Para o futuro, a criadora de conteúdo comenta que está em processo de edição de seu primeiro documentário, que fala sobre crianças influenciadoras. “Acho uma forma excelente de se fazer jornalismo e, ao mesmo tempo, de trabalhar a curiosidade das pessoas”, destaca. Ela ainda pretende voltar a fazer podcast e, a longo prazo, publicar seu primeiro livro e conquistar um espaço como apresentadora de TV.
Neggata diz que seu próximo passo também é ir para a televisão. Ela diz que tem planos de iniciar a carreira como roteirista e diretora, ocupando cargos que exijam mais do que sua beleza e explorem sua intelectualidade. “Eu sou múltipla, e a cada dia me descubro um pouco mais. Demorei muito pra poder exercer meu talento, então é algo que ainda estou construindo”, destaca.

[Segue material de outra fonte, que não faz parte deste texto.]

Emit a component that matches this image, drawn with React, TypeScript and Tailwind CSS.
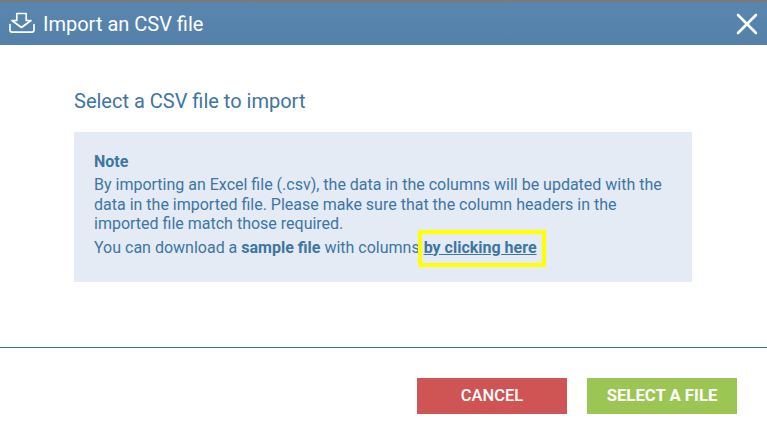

Já Ana Paula Xongani, que se auto intitula “faz-tudo”, afirma que já chegou na laje e agora almeja os arranha-céus. “Tenho uma paixão, sim: o trabalho como apresentadora. Amo demais e, modéstia à parte, levo muito jeito. Adoro apresentar ideias, programas, entrevistar pessoas. É um trabalho que me deixa muito feliz e que, certamente, teremos novidades em breve”, finaliza a influenciadora.